* begin *

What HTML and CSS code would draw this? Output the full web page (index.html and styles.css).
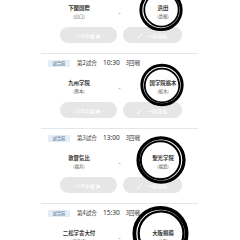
FILE: index.html
```html
<!DOCTYPE html>
<html lang="ja">
<head>
  <meta charset="utf-8">
  <title>試合一覧</title>
  <link rel="stylesheet" href="styles.css">
</head>
<body>
  <div id="lista">
    <div class="partido parcial">
      <div class="equipos">
        <div class="equipo">下関国際<small>(山口)</small></div>
        <div class="guion">-</div>
        <div class="equipo">浜田<small>(島根)</small></div>
      </div>
      <div class="acciones">
        <button>LIVE中継 ▶</button>
        <button><svg class="lapiz" viewBox="0 0 10 10"><path d="M1.5 8.5 L8 2" /><path d="M1 9 L2.2 8.8 L1.2 7.8 Z" /></svg>一球速報</button>
      </div>
      <svg class="marca m1" viewBox="0 0 60 60"><ellipse cx="30" cy="30" rx="27.5" ry="26.8" /><ellipse class="fino" cx="30.6" cy="29.6" rx="23.4" ry="23" /></svg>
    </div>

    <div class="partido">
      <div class="cabecera">
        <span class="estado">試合前</span>
        <span>第2試合</span>
        <span class="hora">10:30</span>
        <span>3回戦</span>
      </div>
      <div class="equipos">
        <div class="equipo">九州学院<small>(熊本)</small></div>
        <div class="guion">-</div>
        <div class="equipo">国学院栃木<small>(栃木)</small></div>
      </div>
      <div class="acciones">
        <button>LIVE中継 ▶</button>
        <button><svg class="lapiz" viewBox="0 0 10 10"><path d="M1.5 8.5 L8 2" /><path d="M1 9 L2.2 8.8 L1.2 7.8 Z" /></svg>一球速報</button>
      </div>
      <svg class="marca m2" viewBox="0 0 60 60"><ellipse cx="30" cy="30" rx="27.5" ry="27" /><ellipse class="fino" cx="30" cy="30.6" rx="23.5" ry="23" /></svg>
    </div>

    <div class="partido">
      <div class="cabecera">
        <span class="estado">試合前</span>
        <span>第3試合</span>
        <span class="hora">13:00</span>
        <span>3回戦</span>
      </div>
      <div class="equipos">
        <div class="equipo">敦賀気比<small>(福井)</small></div>
        <div class="guion">-</div>
        <div class="equipo">聖光学院<small>(福島)</small></div>
      </div>
      <div class="acciones">
        <button>LIVE中継 ▶</button>
        <button><svg class="lapiz" viewBox="0 0 10 10"><path d="M1.5 8.5 L8 2" /><path d="M1 9 L2.2 8.8 L1.2 7.8 Z" /></svg>一球速報</button>
      </div>
      <svg class="marca m3" viewBox="0 0 60 60"><ellipse cx="30" cy="30" rx="27.5" ry="26.6" /><ellipse class="fino" cx="29.4" cy="30.2" rx="23.6" ry="22.8" /></svg>
    </div>

    <div class="partido">
      <div class="cabecera">
        <span class="estado">試合前</span>
        <span>第4試合</span>
        <span class="hora">15:30</span>
        <span>3回戦</span>
      </div>
      <div class="equipos">
        <div class="equipo">二松学舎大付<small>(東東京)</small></div>
        <div class="guion">-</div>
        <div class="equipo">大阪桐蔭<small>(大阪)</small></div>
      </div>
      <div class="acciones">
        <button>LIVE中継 ▶</button>
        <button><svg class="lapiz" viewBox="0 0 10 10"><path d="M1.5 8.5 L8 2" /><path d="M1 9 L2.2 8.8 L1.2 7.8 Z" /></svg>一球速報</button>
      </div>
      <svg class="marca m4" viewBox="0 0 60 60"><ellipse cx="30" cy="30" rx="27.5" ry="27" /><ellipse class="fino" cx="30.6" cy="30" rx="23.6" ry="23.2" /></svg>
    </div>
  </div>
</body>
</html>
```

FILE: styles.css
```css
body {
  margin: 0;
  background: #fff;
  font-family: "Noto Sans CJK JP", "Noto Sans", sans-serif;
  color: #333;
  overflow: hidden;
}

#lista {
  width: 157px;
  margin-left: 41px;
}

.partido {
  position: relative;
  padding: 5px 0 10px;
  border-bottom: 1px solid #e4e7ea;
}

.partido.parcial {
  padding-top: 4px;
}

.cabecera {
  display: flex;
  align-items: center;
  height: 8px;
  padding-left: 7px;
  gap: 6px;
  font-size: 5.6px;
  line-height: 8px;
  color: #333;
}

.cabecera .hora {
  font-family: "Noto Sans", sans-serif;
  font-size: 6.6px;
}

.estado {
  width: 22px;
  height: 7px;
  margin-right: 1px;
  background: #e3eef7;
  color: #44627f;
  font-size: 4.2px;
  line-height: 7px;
  text-align: center;
}

.equipos {
  display: grid;
  grid-template-columns: 76px 1fr 76px;
  margin-top: 12px;
  align-items: center;
}

.parcial .equipos {
  margin-top: 0;
}

.equipo {
  text-align: center;
  font-size: 5.4px;
  line-height: 8px;
  font-weight: bold;
  color: #333;
}

.equipo:last-child {
  padding-left: 6px;
}

.equipo small {
  display: block;
  font-size: 4.3px;
  font-weight: normal;
  color: #555;
}

.guion {
  text-align: center;
  font-size: 6px;
  color: #555;
}

.acciones {
  display: flex;
  justify-content: center;
  gap: 6px;
  margin-top: 7px;
  padding-left: 2px;
}

.acciones button {
  display: flex;
  align-items: center;
  justify-content: center;
  gap: 3px;
  width: 57px;
  height: 16px;
  padding: 0;
  border: none;
  border-radius: 8px;
  background: #e6e6e6;
  color: #fff;
  font-family: "Noto Sans CJK JP", "Noto Sans", sans-serif;
  font-size: 5px;
}

.acciones button + button {
  width: 59px;
}

.lapiz {
  width: 7px;
  height: 7px;
  fill: #fff;
  stroke: #fff;
  stroke-width: 1.2;
}

.marca {
  position: absolute;
  fill: none;
  stroke: #000;
  stroke-width: 4;
}

.marca .fino {
  stroke-width: 2.4;
}

.m1 {
  left: 98px;
  top: -12px;
  width: 44px;
  height: 44px;
}

.m2 {
  left: 99px;
  top: 9px;
  width: 44px;
  height: 44px;
}

.m3 {
  left: 95px;
  top: 6px;
  width: 50px;
  height: 50px;
}

.m4 {
  left: 91px;
  top: 1px;
  width: 57px;
  height: 57px;
}
```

* end *

Repeat the data exactly, excluding the pictures.

- Full solution:
What HTML and CSS code would draw this? Output the full web page (index.html and styles.css).
FILE: index.html
```html
<!DOCTYPE html>
<html lang="ja">
<head>
  <meta charset="utf-8">
  <title>試合一覧</title>
  <link rel="stylesheet" href="styles.css">
</head>
<body>
  <div id="lista">
    <div class="partido parcial">
      <div class="equipos">
        <div class="equipo">下関国際<small>(山口)</small></div>
        <div class="guion">-</div>
        <div class="equipo">浜田<small>(島根)</small></div>
      </div>
      <div class="acciones">
        <button>LIVE中継 ▶</button>
        <button><svg class="lapiz" viewBox="0 0 10 10"><path d="M1.5 8.5 L8 2" /><path d="M1 9 L2.2 8.8 L1.2 7.8 Z" /></svg>一球速報</button>
      </div>
      <svg class="marca m1" viewBox="0 0 60 60"><ellipse cx="30" cy="30" rx="27.5" ry="26.8" /><ellipse class="fino" cx="30.6" cy="29.6" rx="23.4" ry="23" /></svg>
    </div>

    <div class="partido">
      <div class="cabecera">
        <span class="estado">試合前</span>
        <span>第2試合</span>
        <span class="hora">10:30</span>
        <span>3回戦</span>
      </div>
      <div class="equipos">
        <div class="equipo">九州学院<small>(熊本)</small></div>
        <div class="guion">-</div>
        <div class="equipo">国学院栃木<small>(栃木)</small></div>
      </div>
      <div class="acciones">
        <button>LIVE中継 ▶</button>
        <button><svg class="lapiz" viewBox="0 0 10 10"><path d="M1.5 8.5 L8 2" /><path d="M1 9 L2.2 8.8 L1.2 7.8 Z" /></svg>一球速報</button>
      </div>
      <svg class="marca m2" viewBox="0 0 60 60"><ellipse cx="30" cy="30" rx="27.5" ry="27" /><ellipse class="fino" cx="30" cy="30.6" rx="23.5" ry="23" /></svg>
    </div>

    <div class="partido">
      <div class="cabecera">
        <span class="estado">試合前</span>
        <span>第3試合</span>
        <span class="hora">13:00</span>
        <span>3回戦</span>
      </div>
      <div class="equipos">
        <div class="equipo">敦賀気比<small>(福井)</small></div>
        <div class="guion">-</div>
        <div class="equipo">聖光学院<small>(福島)</small></div>
      </div>
      <div class="acciones">
        <button>LIVE中継 ▶</button>
        <button><svg class="lapiz" viewBox="0 0 10 10"><path d="M1.5 8.5 L8 2" /><path d="M1 9 L2.2 8.8 L1.2 7.8 Z" /></svg>一球速報</button>
      </div>
      <svg class="marca m3" viewBox="0 0 60 60"><ellipse cx="30" cy="30" rx="27.5" ry="26.6" /><ellipse class="fino" cx="29.4" cy="30.2" rx="23.6" ry="22.8" /></svg>
    </div>

    <div class="partido">
      <div class="cabecera">
        <span class="estado">試合前</span>
        <span>第4試合</span>
        <span class="hora">15:30</span>
        <span>3回戦</span>
      </div>
      <div class="equipos">
        <div class="equipo">二松学舎大付<small>(東東京)</small></div>
        <div class="guion">-</div>
        <div class="equipo">大阪桐蔭<small>(大阪)</small></div>
      </div>
      <div class="acciones">
        <button>LIVE中継 ▶</button>
        <button><svg class="lapiz" viewBox="0 0 10 10"><path d="M1.5 8.5 L8 2" /><path d="M1 9 L2.2 8.8 L1.2 7.8 Z" /></svg>一球速報</button>
      </div>
      <svg class="marca m4" viewBox="0 0 60 60"><ellipse cx="30" cy="30" rx="27.5" ry="27" /><ellipse class="fino" cx="30.6" cy="30" rx="23.6" ry="23.2" /></svg>
    </div>
  </div>
</body>
</html>
```

FILE: styles.css
```css
body {
  margin: 0;
  background: #fff;
  font-family: "Noto Sans CJK JP", "Noto Sans", sans-serif;
  color: #333;
  overflow: hidden;
}

#lista {
  width: 157px;
  margin-left: 41px;
}

.partido {
  position: relative;
  padding: 5px 0 10px;
  border-bottom: 1px solid #e4e7ea;
}

.partido.parcial {
  padding-top: 4px;
}

.cabecera {
  display: flex;
  align-items: center;
  height: 8px;
  padding-left: 7px;
  gap: 6px;
  font-size: 5.6px;
  line-height: 8px;
  color: #333;
}

.cabecera .hora {
  font-family: "Noto Sans", sans-serif;
  font-size: 6.6px;
}

.estado {
  width: 22px;
  height: 7px;
  margin-right: 1px;
  background: #e3eef7;
  color: #44627f;
  font-size: 4.2px;
  line-height: 7px;
  text-align: center;
}

.equipos {
  display: grid;
  grid-template-columns: 76px 1fr 76px;
  margin-top: 12px;
  align-items: center;
}

.parcial .equipos {
  margin-top: 0;
}

.equipo {
  text-align: center;
  font-size: 5.4px;
  line-height: 8px;
  font-weight: bold;
  color: #333;
}

.equipo:last-child {
  padding-left: 6px;
}

.equipo small {
  display: block;
  font-size: 4.3px;
  font-weight: normal;
  color: #555;
}

.guion {
  text-align: center;
  font-size: 6px;
  color: #555;
}

.acciones {
  display: flex;
  justify-content: center;
  gap: 6px;
  margin-top: 7px;
  padding-left: 2px;
}

.acciones button {
  display: flex;
  align-items: center;
  justify-content: center;
  gap: 3px;
  width: 57px;
  height: 16px;
  padding: 0;
  border: none;
  border-radius: 8px;
  background: #e6e6e6;
  color: #fff;
  font-family: "Noto Sans CJK JP", "Noto Sans", sans-serif;
  font-size: 5px;
}

.acciones button + button {
  width: 59px;
}

.lapiz {
  width: 7px;
  height: 7px;
  fill: #fff;
  stroke: #fff;
  stroke-width: 1.2;
}

.marca {
  position: absolute;
  fill: none;
  stroke: #000;
  stroke-width: 4;
}

.marca .fino {
  stroke-width: 2.4;
}

.m1 {
  left: 98px;
  top: -12px;
  width: 44px;
  height: 44px;
}

.m2 {
  left: 99px;
  top: 9px;
  width: 44px;
  height: 44px;
}

.m3 {
  left: 95px;
  top: 6px;
  width: 50px;
  height: 50px;
}

.m4 {
  left: 91px;
  top: 1px;
  width: 57px;
  height: 57px;
}
```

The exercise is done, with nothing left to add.